Presidents create commissions for different reasons. These panels can ensure that proposals never see the light of day, or they can give the appearance of independence or legitimacy to ideas that would be too politically hot coming directly from an administration. Commissions can be also be formed and staffed as ways for outside groups to have outsized influence on the development of policy.
The group Take Back the Court pulls no punches. “Congress must add seats to the Supreme Court,” it says, in order to “restore the right to vote, ensure reproductive freedom, halt our climate emergency, and save democracy.”
Whatever these objectives mean, or whether the appointment of a few judges can achieve them, the point is that court “reform” is all about manipulating the judiciary, almost creating a new judiciary, so that it delivers the political goods.

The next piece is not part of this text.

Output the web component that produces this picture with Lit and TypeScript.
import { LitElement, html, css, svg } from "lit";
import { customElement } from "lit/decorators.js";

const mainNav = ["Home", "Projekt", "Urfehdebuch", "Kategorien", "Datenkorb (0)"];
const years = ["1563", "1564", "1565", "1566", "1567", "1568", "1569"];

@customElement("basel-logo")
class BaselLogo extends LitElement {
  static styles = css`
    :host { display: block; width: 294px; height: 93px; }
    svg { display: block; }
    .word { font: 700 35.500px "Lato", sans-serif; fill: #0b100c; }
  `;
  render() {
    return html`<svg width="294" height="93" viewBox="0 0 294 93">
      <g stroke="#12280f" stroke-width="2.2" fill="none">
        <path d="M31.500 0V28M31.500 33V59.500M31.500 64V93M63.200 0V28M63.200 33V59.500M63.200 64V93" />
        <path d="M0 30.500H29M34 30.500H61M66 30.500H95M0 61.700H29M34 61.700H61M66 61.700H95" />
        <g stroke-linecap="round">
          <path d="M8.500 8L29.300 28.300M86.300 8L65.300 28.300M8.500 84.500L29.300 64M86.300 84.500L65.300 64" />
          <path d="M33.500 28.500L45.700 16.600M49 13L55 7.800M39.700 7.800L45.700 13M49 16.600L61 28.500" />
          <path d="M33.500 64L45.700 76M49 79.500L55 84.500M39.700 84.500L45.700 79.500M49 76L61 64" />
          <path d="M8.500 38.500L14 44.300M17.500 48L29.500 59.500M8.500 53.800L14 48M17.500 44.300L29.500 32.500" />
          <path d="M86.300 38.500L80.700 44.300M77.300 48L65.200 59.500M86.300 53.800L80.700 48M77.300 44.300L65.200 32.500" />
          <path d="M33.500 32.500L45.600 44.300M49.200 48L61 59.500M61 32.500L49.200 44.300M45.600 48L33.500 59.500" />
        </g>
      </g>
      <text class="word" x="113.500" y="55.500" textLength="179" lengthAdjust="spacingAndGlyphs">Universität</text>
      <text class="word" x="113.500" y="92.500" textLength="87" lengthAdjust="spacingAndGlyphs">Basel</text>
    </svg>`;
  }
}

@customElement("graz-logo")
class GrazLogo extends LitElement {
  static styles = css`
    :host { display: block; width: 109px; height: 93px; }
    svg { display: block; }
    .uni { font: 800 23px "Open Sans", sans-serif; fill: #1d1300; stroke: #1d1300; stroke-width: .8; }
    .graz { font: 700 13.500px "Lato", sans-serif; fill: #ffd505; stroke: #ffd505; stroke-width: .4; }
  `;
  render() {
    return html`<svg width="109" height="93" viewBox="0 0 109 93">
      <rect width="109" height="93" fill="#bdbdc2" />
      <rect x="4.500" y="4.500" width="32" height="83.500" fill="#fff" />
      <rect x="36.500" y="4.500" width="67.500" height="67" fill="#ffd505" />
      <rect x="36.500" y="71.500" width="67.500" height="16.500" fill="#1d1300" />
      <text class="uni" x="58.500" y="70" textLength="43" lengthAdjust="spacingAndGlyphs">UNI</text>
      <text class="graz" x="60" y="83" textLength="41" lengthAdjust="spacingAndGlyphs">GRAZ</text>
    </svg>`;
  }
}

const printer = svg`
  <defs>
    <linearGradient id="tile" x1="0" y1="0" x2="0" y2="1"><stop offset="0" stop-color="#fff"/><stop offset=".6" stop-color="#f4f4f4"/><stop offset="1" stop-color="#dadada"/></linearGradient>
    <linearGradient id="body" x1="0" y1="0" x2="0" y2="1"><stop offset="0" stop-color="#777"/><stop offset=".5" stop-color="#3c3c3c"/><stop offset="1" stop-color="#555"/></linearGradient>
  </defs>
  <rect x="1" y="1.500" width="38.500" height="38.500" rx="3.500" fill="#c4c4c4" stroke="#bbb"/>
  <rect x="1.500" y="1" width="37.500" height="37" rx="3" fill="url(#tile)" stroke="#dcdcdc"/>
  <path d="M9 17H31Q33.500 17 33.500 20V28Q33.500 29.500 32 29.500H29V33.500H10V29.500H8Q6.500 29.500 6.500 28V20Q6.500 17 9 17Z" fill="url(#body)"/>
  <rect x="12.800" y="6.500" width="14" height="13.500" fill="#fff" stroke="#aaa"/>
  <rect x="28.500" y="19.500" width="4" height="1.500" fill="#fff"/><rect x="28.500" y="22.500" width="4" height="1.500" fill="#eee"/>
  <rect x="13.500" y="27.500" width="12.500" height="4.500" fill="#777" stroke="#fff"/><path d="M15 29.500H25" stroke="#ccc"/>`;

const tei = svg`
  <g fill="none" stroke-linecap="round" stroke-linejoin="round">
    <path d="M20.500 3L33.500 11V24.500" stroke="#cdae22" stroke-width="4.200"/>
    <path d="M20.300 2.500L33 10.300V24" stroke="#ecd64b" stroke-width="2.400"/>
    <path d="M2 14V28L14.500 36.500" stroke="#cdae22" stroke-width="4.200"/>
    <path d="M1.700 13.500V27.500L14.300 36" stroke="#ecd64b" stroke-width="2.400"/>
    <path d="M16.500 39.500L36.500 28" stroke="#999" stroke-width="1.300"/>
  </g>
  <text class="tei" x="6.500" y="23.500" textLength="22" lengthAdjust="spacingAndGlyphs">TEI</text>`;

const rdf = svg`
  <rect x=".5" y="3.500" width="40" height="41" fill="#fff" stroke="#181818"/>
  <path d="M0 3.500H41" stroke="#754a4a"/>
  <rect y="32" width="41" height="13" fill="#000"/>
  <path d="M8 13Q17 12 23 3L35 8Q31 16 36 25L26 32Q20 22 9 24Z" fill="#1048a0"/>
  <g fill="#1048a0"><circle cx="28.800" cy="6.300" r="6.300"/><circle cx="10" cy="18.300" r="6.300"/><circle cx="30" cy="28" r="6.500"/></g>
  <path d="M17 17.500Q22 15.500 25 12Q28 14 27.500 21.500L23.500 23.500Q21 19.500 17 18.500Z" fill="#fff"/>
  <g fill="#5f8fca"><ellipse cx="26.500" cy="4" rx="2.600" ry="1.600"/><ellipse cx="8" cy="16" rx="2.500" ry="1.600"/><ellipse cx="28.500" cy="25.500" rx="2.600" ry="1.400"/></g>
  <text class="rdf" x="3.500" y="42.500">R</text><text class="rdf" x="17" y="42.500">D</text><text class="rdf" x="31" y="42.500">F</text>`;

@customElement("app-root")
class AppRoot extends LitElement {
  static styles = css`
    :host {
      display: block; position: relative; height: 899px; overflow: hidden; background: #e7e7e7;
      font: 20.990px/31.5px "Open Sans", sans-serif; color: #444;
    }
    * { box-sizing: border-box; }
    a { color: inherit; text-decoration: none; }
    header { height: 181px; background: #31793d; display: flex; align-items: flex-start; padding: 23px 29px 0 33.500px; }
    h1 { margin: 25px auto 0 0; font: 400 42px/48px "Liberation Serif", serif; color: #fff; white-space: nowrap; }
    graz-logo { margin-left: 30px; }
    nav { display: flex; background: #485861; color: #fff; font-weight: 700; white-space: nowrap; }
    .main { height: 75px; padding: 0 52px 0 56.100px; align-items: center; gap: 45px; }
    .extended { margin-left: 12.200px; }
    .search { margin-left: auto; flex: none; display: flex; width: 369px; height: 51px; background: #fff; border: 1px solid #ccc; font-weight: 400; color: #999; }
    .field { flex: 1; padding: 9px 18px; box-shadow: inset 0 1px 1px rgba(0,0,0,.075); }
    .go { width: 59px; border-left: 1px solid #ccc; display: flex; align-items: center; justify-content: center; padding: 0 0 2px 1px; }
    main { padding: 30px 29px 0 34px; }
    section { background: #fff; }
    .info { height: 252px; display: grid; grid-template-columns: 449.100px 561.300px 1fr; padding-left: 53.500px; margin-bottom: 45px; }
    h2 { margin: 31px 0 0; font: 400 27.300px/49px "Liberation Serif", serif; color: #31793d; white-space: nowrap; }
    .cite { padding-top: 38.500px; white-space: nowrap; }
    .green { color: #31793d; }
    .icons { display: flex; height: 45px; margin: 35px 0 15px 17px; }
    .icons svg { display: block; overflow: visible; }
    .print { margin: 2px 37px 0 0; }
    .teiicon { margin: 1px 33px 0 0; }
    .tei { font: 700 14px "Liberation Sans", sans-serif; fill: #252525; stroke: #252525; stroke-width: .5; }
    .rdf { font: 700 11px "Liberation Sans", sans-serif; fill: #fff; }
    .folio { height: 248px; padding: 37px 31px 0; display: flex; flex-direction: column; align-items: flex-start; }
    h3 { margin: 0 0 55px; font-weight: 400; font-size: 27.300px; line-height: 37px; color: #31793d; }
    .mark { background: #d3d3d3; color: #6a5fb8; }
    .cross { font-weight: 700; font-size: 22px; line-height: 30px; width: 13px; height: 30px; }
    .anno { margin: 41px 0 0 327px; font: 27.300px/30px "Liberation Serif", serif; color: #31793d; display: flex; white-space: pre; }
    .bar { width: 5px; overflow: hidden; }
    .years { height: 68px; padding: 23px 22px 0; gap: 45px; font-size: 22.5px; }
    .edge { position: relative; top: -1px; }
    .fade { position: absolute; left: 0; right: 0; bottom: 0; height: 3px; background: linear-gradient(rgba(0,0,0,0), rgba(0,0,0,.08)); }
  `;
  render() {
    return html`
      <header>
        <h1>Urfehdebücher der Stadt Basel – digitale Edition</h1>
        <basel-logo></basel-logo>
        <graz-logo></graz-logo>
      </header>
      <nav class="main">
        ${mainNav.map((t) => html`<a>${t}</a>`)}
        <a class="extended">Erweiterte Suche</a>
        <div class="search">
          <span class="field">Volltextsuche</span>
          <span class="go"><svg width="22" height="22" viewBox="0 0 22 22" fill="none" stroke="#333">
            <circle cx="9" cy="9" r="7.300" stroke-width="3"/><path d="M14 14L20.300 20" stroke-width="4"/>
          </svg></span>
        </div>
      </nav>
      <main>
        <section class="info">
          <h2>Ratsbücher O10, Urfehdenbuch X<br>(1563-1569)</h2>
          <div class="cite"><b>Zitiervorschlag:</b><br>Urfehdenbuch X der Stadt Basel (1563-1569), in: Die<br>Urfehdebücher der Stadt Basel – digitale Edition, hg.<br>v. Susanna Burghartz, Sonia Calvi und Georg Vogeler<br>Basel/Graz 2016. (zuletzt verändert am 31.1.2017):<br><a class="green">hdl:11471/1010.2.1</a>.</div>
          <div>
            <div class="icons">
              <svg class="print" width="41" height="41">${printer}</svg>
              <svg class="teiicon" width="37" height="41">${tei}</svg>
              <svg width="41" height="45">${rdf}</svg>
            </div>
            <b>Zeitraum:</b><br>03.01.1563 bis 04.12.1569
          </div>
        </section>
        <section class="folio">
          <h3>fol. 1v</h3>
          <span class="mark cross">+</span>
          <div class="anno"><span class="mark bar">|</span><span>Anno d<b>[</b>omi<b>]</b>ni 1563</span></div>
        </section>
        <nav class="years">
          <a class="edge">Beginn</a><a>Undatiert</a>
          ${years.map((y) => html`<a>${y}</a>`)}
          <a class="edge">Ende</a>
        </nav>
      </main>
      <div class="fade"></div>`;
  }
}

The problem with this commission is its supposed reason for being: that there is some crisis in the courts that requires “reform.” The crisis is simply that the left does not like some of the Supreme Court’s decisions or many recent judicial appointees.
Not getting your way every time, however, is not a crisis. Nor is this the first time that folks at a certain place on the ideological spectrum have grumbled about the judiciary.
Judicial independence is literally one of the reasons for American independence. The Declaration of Independence’s list of grievances includes that King George was manipulating the courts. The Constitution addressed that by giving judges unlimited terms and prohibiting Congress from cutting judicial pay.
Alexander Hamilton wrote that the independence of the courts is “essential” in our system of government. And in 1937, Democrats said that no political objective is more important than the independence of the judiciary.
The Biden administration and Congress should follow that advice today.